"""

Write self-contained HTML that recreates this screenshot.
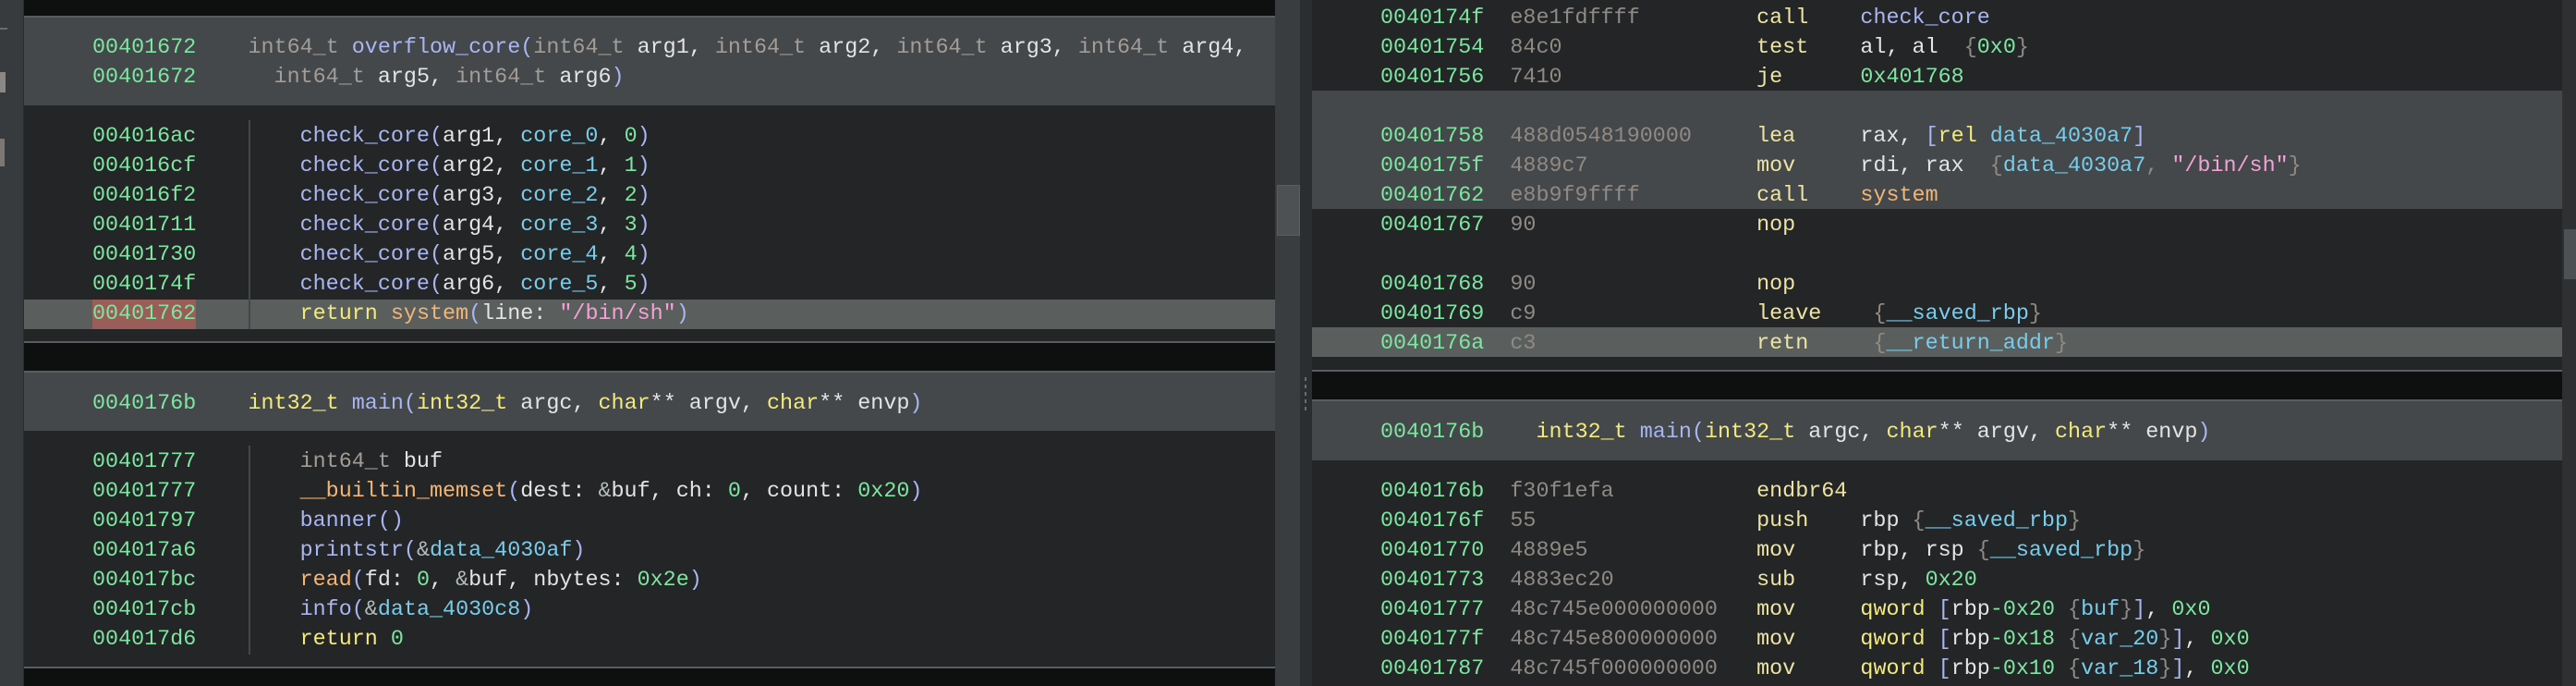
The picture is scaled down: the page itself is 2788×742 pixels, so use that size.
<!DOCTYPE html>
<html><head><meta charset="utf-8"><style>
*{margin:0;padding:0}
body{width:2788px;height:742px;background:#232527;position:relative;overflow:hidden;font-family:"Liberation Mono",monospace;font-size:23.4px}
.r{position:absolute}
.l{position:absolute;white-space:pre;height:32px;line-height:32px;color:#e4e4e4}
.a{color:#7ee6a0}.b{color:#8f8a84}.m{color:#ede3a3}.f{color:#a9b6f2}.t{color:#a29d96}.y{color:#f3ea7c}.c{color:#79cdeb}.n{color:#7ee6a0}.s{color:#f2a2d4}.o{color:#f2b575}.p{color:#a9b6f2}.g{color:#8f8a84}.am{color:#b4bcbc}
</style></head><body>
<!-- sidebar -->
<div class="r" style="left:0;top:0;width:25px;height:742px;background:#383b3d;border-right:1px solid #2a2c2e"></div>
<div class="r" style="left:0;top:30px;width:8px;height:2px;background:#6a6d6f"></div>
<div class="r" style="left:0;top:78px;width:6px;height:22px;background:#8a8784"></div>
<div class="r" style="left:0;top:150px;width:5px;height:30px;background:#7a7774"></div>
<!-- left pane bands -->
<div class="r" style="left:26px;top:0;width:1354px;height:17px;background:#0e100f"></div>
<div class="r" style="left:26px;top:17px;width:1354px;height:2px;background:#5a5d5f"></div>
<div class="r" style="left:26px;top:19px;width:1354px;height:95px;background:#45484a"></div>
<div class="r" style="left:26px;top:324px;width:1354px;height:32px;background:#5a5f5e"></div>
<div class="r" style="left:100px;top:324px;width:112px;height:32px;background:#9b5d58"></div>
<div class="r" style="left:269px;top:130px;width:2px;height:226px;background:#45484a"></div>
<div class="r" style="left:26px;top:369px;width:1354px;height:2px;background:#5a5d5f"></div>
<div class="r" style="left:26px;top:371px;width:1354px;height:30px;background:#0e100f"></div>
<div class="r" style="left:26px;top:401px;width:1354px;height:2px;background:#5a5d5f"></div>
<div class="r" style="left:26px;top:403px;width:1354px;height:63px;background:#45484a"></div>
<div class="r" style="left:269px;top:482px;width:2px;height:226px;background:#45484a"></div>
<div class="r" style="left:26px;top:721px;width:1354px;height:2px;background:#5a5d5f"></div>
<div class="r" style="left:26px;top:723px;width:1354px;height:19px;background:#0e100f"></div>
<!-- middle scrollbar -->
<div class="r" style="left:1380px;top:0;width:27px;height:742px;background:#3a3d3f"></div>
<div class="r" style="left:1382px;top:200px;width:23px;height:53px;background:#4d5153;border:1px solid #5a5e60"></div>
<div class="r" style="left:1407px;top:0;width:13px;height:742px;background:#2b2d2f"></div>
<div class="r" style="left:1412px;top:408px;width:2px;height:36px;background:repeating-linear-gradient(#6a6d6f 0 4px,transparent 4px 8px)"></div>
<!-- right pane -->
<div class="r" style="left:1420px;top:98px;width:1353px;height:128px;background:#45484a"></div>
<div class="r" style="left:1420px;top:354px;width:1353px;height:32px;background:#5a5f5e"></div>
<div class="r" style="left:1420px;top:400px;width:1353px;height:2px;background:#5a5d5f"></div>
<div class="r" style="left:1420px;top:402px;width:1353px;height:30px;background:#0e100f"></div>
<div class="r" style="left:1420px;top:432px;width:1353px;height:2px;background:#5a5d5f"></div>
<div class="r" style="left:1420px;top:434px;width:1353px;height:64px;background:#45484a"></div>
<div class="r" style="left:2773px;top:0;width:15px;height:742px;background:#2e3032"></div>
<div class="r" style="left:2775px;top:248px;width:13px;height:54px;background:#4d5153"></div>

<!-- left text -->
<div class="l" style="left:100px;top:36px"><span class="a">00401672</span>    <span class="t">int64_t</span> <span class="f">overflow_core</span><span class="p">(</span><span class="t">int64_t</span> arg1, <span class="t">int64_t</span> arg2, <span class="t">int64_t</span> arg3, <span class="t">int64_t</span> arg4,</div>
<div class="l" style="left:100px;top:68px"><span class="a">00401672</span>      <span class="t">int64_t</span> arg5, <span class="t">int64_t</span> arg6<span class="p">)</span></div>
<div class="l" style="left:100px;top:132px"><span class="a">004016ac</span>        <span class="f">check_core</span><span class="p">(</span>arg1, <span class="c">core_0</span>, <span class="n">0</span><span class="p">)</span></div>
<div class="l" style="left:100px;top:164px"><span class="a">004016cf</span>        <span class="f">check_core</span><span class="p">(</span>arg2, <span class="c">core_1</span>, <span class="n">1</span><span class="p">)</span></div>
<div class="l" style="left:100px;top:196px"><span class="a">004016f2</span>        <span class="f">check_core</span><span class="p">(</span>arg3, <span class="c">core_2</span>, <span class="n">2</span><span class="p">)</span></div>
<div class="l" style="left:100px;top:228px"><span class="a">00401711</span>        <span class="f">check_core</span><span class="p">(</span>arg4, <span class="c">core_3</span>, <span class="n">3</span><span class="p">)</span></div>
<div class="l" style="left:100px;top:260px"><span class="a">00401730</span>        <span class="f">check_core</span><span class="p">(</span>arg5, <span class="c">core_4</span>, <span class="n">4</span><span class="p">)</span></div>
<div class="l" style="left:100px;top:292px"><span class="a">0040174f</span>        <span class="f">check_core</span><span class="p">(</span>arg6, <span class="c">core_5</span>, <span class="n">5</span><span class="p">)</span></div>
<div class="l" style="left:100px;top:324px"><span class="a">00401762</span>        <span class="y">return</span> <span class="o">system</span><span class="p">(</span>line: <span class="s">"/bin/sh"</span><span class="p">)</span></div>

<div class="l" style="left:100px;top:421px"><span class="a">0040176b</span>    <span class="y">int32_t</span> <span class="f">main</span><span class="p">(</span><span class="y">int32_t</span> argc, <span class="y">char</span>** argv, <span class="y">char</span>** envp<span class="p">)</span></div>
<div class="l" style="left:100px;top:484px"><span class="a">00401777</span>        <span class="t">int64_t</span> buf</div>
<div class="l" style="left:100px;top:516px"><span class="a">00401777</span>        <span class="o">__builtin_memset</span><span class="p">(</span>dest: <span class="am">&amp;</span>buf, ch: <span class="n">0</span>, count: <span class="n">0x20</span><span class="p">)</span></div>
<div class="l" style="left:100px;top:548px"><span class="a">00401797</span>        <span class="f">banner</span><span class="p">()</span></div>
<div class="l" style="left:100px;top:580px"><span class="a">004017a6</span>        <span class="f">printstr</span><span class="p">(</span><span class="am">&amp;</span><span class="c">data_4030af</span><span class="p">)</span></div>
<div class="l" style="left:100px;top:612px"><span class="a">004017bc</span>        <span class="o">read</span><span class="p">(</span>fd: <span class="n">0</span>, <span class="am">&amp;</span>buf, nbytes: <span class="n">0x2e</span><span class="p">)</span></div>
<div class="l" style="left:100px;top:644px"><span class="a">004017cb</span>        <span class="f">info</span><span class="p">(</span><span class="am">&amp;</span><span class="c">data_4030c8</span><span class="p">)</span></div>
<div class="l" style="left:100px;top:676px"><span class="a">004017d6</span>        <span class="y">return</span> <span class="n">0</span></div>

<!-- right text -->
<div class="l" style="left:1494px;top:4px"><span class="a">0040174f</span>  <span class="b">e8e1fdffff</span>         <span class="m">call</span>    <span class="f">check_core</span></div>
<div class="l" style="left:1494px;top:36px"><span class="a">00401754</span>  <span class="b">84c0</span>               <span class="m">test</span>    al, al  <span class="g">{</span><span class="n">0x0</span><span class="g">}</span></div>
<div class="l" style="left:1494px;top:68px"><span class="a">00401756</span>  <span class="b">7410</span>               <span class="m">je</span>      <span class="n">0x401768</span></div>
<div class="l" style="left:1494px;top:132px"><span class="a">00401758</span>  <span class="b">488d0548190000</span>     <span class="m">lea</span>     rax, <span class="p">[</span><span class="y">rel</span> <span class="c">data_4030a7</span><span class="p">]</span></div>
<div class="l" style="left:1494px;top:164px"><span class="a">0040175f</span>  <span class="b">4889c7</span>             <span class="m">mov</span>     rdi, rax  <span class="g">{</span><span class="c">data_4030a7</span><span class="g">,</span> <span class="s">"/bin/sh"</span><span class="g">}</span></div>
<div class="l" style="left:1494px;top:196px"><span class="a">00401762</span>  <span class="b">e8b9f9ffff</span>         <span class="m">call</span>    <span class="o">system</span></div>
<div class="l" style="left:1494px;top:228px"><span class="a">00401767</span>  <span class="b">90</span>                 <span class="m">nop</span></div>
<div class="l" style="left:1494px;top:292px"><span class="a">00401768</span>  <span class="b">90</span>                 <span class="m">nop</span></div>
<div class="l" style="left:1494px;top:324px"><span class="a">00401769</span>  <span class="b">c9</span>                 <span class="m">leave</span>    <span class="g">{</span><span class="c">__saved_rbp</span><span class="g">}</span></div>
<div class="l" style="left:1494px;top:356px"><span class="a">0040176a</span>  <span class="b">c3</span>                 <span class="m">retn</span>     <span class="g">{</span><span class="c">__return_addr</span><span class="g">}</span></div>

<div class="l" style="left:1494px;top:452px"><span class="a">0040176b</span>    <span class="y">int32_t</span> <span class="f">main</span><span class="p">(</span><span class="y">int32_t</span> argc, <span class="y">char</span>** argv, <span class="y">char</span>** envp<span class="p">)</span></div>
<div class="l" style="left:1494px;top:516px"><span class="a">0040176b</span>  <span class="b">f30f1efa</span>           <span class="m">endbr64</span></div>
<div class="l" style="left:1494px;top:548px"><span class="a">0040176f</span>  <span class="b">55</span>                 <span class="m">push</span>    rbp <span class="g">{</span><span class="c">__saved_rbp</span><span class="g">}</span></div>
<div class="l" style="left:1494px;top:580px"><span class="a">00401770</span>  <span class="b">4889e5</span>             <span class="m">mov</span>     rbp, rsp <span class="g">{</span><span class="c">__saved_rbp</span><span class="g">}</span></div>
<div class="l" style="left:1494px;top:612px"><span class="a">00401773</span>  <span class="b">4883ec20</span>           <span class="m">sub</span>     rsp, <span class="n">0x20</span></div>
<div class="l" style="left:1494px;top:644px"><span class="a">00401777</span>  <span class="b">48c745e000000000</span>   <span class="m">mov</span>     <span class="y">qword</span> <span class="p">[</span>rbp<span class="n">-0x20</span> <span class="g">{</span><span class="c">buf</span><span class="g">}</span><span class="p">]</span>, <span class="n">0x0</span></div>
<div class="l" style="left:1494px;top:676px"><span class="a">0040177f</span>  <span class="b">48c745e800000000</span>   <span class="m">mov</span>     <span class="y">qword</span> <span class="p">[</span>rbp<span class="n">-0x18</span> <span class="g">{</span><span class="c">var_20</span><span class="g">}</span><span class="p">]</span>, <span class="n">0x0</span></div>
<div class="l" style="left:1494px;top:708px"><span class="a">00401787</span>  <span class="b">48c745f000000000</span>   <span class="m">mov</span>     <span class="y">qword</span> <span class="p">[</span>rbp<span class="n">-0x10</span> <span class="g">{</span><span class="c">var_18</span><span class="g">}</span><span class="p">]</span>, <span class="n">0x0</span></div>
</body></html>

"""

Stated task: Collect each line holding the string "that".

The completed task:
Write self-contained HTML that recreates this screenshot.
The picture is scaled down: the page itself is 2788×742 pixels, so use that size.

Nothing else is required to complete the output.